Coburn, Cassandra and Allman, Erik and Mahanti, Parag and Benedetto, Alexandre and Cabreiro, Filipe and Pincus, Zachary and Matthijssens, Filip and Araiz, Caroline and Mandel, Abraham and Vlachos, Manolis and Edwards, Sally-Anne and Fischer, Grahame and Davidson, Alexander and Pryor, Rosina E and Stevens, Ailsa and Slack, Frank J and Tavernarakis, Nektarios and Braeckman, Bart P and Schroeder, Frank C and Nehrke, Keith and Gems, David (2013) Anthranilate fluorescence marks a calcium-propagated necrotic wave that promotes organismal death in C. elegans. Plos Biology, 11 (7): e1001613. ISSN 1544-9173
Full text not available from this repository.Abstract
For cells the passage from life to death can involve a regulated, programmed transition. In contrast to cell death, the mechanisms of systemic collapse underlying organismal death remain poorly understood. Here we present evidence of a cascade of cell death involving the calpain-cathepsin necrosis pathway that can drive organismal death in Caenorhabditis elegans.

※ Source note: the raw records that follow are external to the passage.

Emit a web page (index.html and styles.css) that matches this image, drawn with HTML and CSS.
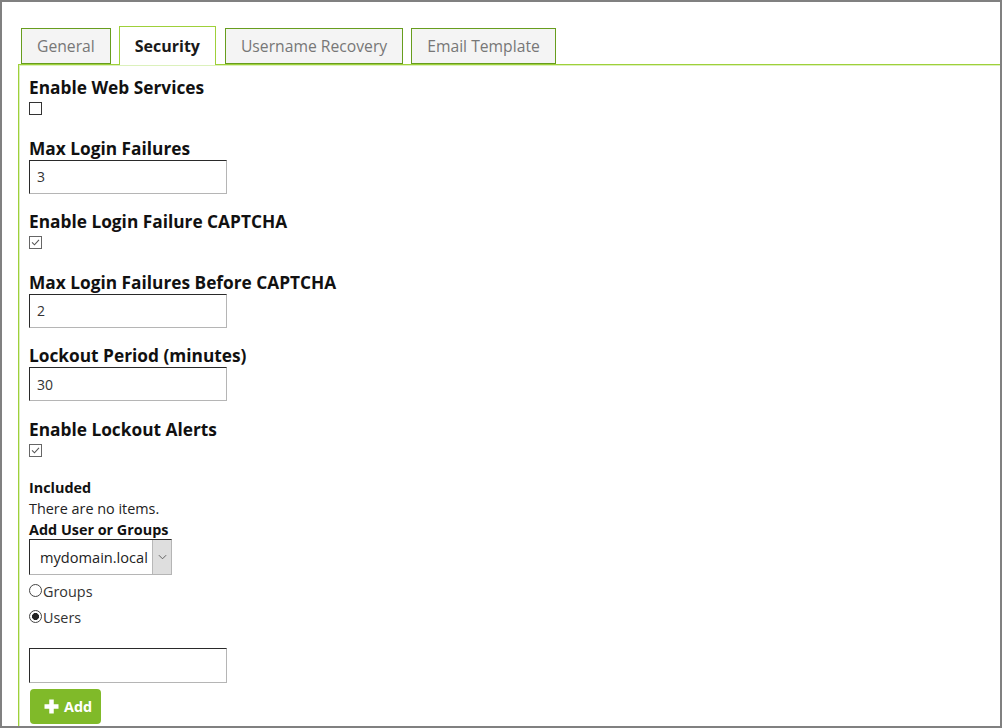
FILE: index.html
```html
<!DOCTYPE html>
<html lang="en">
<head>
<meta charset="utf-8">
<title>Security Settings</title>
<link rel="stylesheet" href="styles.css">
</head>
<body>
<div class="frame">
  <nav class="tabs">
    <a class="tab">General</a>
    <a class="tab active">Security</a>
    <a class="tab">Username Recovery</a>
    <a class="tab">Email Template</a>
  </nav>
  <div class="panel">
    <div class="field">
      <label class="label">Enable Web Services</label>
      <span class="check"></span>
    </div>
    <div class="field">
      <label class="label">Max Login Failures</label>
      <input class="text" type="text" value="3">
    </div>
    <div class="field">
      <label class="label">Enable Login Failure CAPTCHA</label>
      <span class="check checked"><svg viewBox="0 0 13 13"><path d="M2.4 6.4 L5.3 9.2 L10.6 3.3"/></svg></span>
    </div>
    <div class="field">
      <label class="label">Max Login Failures Before CAPTCHA</label>
      <input class="text" type="text" value="2">
    </div>
    <div class="field">
      <label class="label">Lockout Period (minutes)</label>
      <input class="text" type="text" value="30">
    </div>
    <div class="field">
      <label class="label">Enable Lockout Alerts</label>
      <span class="check checked"><svg viewBox="0 0 13 13"><path d="M2.4 6.4 L5.3 9.2 L10.6 3.3"/></svg></span>
    </div>
    <div class="members">
      <div class="small-bold">Included</div>
      <div class="small">There are no items.</div>
      <div class="small-bold">Add User or Groups</div>
      <div class="select">
        <select class="select-input"><option>mydomain.local</option></select>
        <span class="select-arrow"><svg viewBox="0 0 10 6"><path d="M1 1 L5 5 L9 1"/></svg></span>
      </div>
      <label class="radio-row"><input type="radio" name="kind" class="radio">Groups</label>
      <label class="radio-row"><input type="radio" name="kind" class="radio" checked>Users</label>
      <input class="text search" type="text" value="">
      <button class="add-btn"><svg class="plus" viewBox="0 0 17 17"><path d="M8.5 1.5 V15.5 M1.5 8.5 H15.5"/></svg>Add</button>
    </div>
  </div>
</div>
</body>
</html>
```
FILE: styles.css
```css
html, body {
  margin: 0;
  padding: 0;
  background: #fff;
}

.frame {
  width: 1002px;
  height: 728px;
  box-sizing: border-box;
  border: 2px solid #808080;
  overflow: hidden;
  background: #fff;
  font-family: "Open Sans", "Noto Sans", sans-serif;
  color: #1a1a1a;
}

.tabs {
  display: flex;
  align-items: flex-end;
  gap: 8px;
  padding-top: 24px;
  margin-left: 19px;
}

.tab {
  display: block;
  box-sizing: border-box;
  height: 36px;
  line-height: 34px;
  padding: 0 15px;
  border: 1px solid #679d1e;
  background: #f4f4f4;
  color: #777;
  font-size: 15.7px;
  white-space: nowrap;
}

.tab.active {
  position: relative;
  z-index: 1;
  height: 39px;
  padding-top: 2px;
  margin-bottom: -1px;
  border-color: #9fd03a;
  border-bottom: none;
  background: #fff;
  color: #1a1a1a;
  font-weight: 700;
  font-size: 16px;
}

.tab.active + .tab {
  margin-left: 1px;
}

.panel {
  margin-left: 16px;
  border-top: 1px solid #9fd03a;
  border-left: 1px solid #9fd03a;
  box-shadow: inset 1px 1px 0 #dcf1bc;
  padding: 11px 10px 40px;
}

.field {
  display: flex;
  flex-direction: column;
  align-items: flex-start;
  margin-bottom: 16.5px;
}

.label {
  display: block;
  font-size: 17.3px;
  line-height: 23px;
  font-weight: 700;
  color: #111;
}

.check {
  display: block;
  box-sizing: border-box;
  width: 13px;
  height: 13px;
  margin: 3px 0 5px;
  border: 1px solid #333;
  background: #fff;
}

.check.checked {
  border-color: #666;
}

.check svg {
  display: block;
  width: 11px;
  height: 11px;
}

.check svg path {
  fill: none;
  stroke: #555;
  stroke-width: 1.3;
}

.text {
  display: block;
  box-sizing: border-box;
  width: 198px;
  height: 34px;
  margin: 0;
  padding: 0 7px;
  border: 1px solid;
  border-color: #2a2a2a #b5b5b5 #b5b5b5 #2a2a2a;
  font-family: "Open Sans", "Noto Sans", sans-serif;
  font-size: 14px;
  color: #333;
  background: #fff;
  outline: none;
}

.members {
  margin-top: -1px;
}

.small-bold {
  font-size: 14.4px;
  line-height: 21px;
  font-weight: 700;
  color: #111;
}

.small {
  font-size: 14.4px;
  line-height: 21px;
  color: #222;
}

.select {
  display: flex;
  box-sizing: border-box;
  width: 143px;
  height: 36px;
  margin-top: -1px;
  margin-bottom: 4px;
  border: 1px solid;
  border-color: #2a2a2a #b5b5b5 #b5b5b5 #2a2a2a;
  background: #fff;
}

.select-input {
  flex: 1;
  min-width: 0;
  appearance: none;
  -webkit-appearance: none;
  border: none;
  background: transparent;
  padding: 0 0 0 10px;
  margin: 0;
  font-family: "Open Sans", "Noto Sans", sans-serif;
  font-size: 14.6px;
  color: #222;
  outline: none;
}

.select-arrow {
  display: flex;
  align-items: center;
  justify-content: center;
  width: 18px;
  background: #dedede;
  border-left: 1px solid #b8b8b8;
}

.select-arrow svg {
  width: 9px;
  height: 6px;
}

.select-arrow path {
  fill: none;
  stroke: #555;
  stroke-width: 1;
}

.radio-row {
  display: block;
  font-size: 14.4px;
  line-height: 25px;
  color: #333;
}

.radio-row + .radio-row {
  margin-top: 1px;
}

.radio {
  appearance: none;
  -webkit-appearance: none;
  box-sizing: border-box;
  width: 13px;
  height: 13px;
  margin: 0 1px 0 0;
  border: 1px solid #444;
  border-radius: 50%;
  background: #fff;
  vertical-align: baseline;
}

.radio:checked {
  background: radial-gradient(circle, #222 0 3.2px, #fff 3.8px);
}

.search {
  height: 35px;
  margin-top: 18px;
}

.add-btn {
  display: flex;
  align-items: center;
  gap: 4px;
  box-sizing: border-box;
  width: 71px;
  height: 35px;
  margin: 6px 0 0 1px;
  padding: 0 0 0 13px;
  border: none;
  border-radius: 4px;
  background: #80ba29;
  color: #fff;
  font-family: "Open Sans", "Noto Sans", sans-serif;
  font-size: 14.4px;
  font-weight: 700;
}

.plus {
  width: 17px;
  height: 17px;
}

.plus path {
  fill: none;
  stroke: #fff;
  stroke-width: 4.5;
}
```
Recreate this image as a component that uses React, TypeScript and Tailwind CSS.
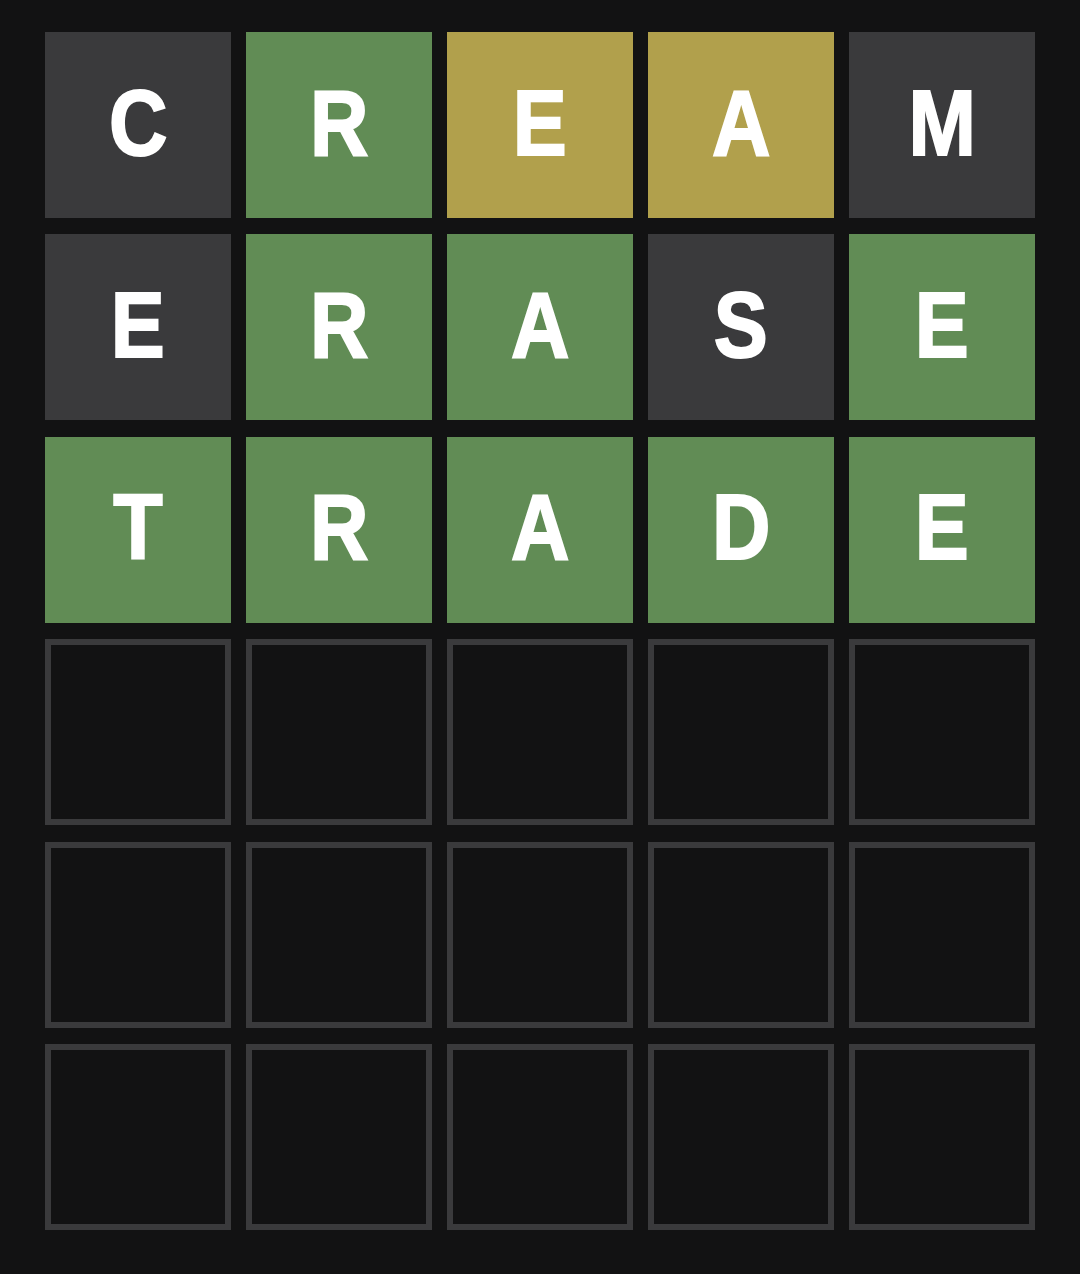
import React from 'react';

type TileState = 'absent' | 'correct' | 'present' | 'empty';

const rows: { letter: string; state: TileState }[][] = [
  [
    { letter: 'C', state: 'absent' },
    { letter: 'R', state: 'correct' },
    { letter: 'E', state: 'present' },
    { letter: 'A', state: 'present' },
    { letter: 'M', state: 'absent' },
  ],
  [
    { letter: 'E', state: 'absent' },
    { letter: 'R', state: 'correct' },
    { letter: 'A', state: 'correct' },
    { letter: 'S', state: 'absent' },
    { letter: 'E', state: 'correct' },
  ],
  [
    { letter: 'T', state: 'correct' },
    { letter: 'R', state: 'correct' },
    { letter: 'A', state: 'correct' },
    { letter: 'D', state: 'correct' },
    { letter: 'E', state: 'correct' },
  ],
];

// pad out to six guesses
while (rows.length < 6) {
  rows.push(Array.from({ length: 5 }, () => ({ letter: '', state: 'empty' as TileState })));
}

const tileClass: Record<TileState, string> = {
  absent: 'bg-[#3a3a3c]',
  correct: 'bg-[#618c55]',
  present: 'bg-[#b1a04c]',
  empty: 'border-[6px] border-[#3a3a3c]',
};

const Tile = ({ letter, state }: { letter: string; state: TileState }) => (
  <div
    className={`w-[186px] h-[186px] flex items-center justify-center pb-[5px] text-white font-bold text-[92px] leading-none ${tileClass[state]}`}
  >
    <span className="inline-block scale-x-[0.88] [-webkit-text-stroke:2px_white]">{letter}</span>
  </div>
);

export default function App() {
  return (
    <div
      className="min-h-[1274px] w-full bg-[#121213] flex justify-center pt-[32px]"
      style={{ fontFamily: '"Liberation Sans", Arial, sans-serif' }}
    >
      <div className="grid grid-cols-[repeat(5,186px)] gap-x-[15px] gap-y-[16.4px] h-fit">
        {rows.flatMap((row, r) =>
          row.map((tile, c) => <Tile key={`${r}-${c}`} letter={tile.letter} state={tile.state} />)
        )}
      </div>
    </div>
  );
}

We report that organismal death is accompanied by a burst of intense blue fluorescence, generated within intestinal cells by the necrotic cell death pathway. Such death fluorescence marks an anterior to posterior wave of intestinal cell death that is accompanied by cytosolic acidosis. This wave is propagated via the innexin INX-16, likely by calcium influx. Notably, inhibition of systemic necrosis can delay stress-induced death. We also identify the source of the blue fluorescence, initially present in intestinal lysosome-related organelles (gut granules), as anthranilic acid glucosyl esters--not, as previously surmised, the damage product lipofuscin. Anthranilic acid is derived from tryptophan by action of the kynurenine pathway. These findings reveal a central mechanism of organismal death in C. elegans that is related to necrotic propagation in mammals--e.g., in excitotoxicity and ischemia-induced neurodegeneration. Endogenous anthranilate fluorescence renders visible the spatio-temporal dynamics of C. elegans organismal death.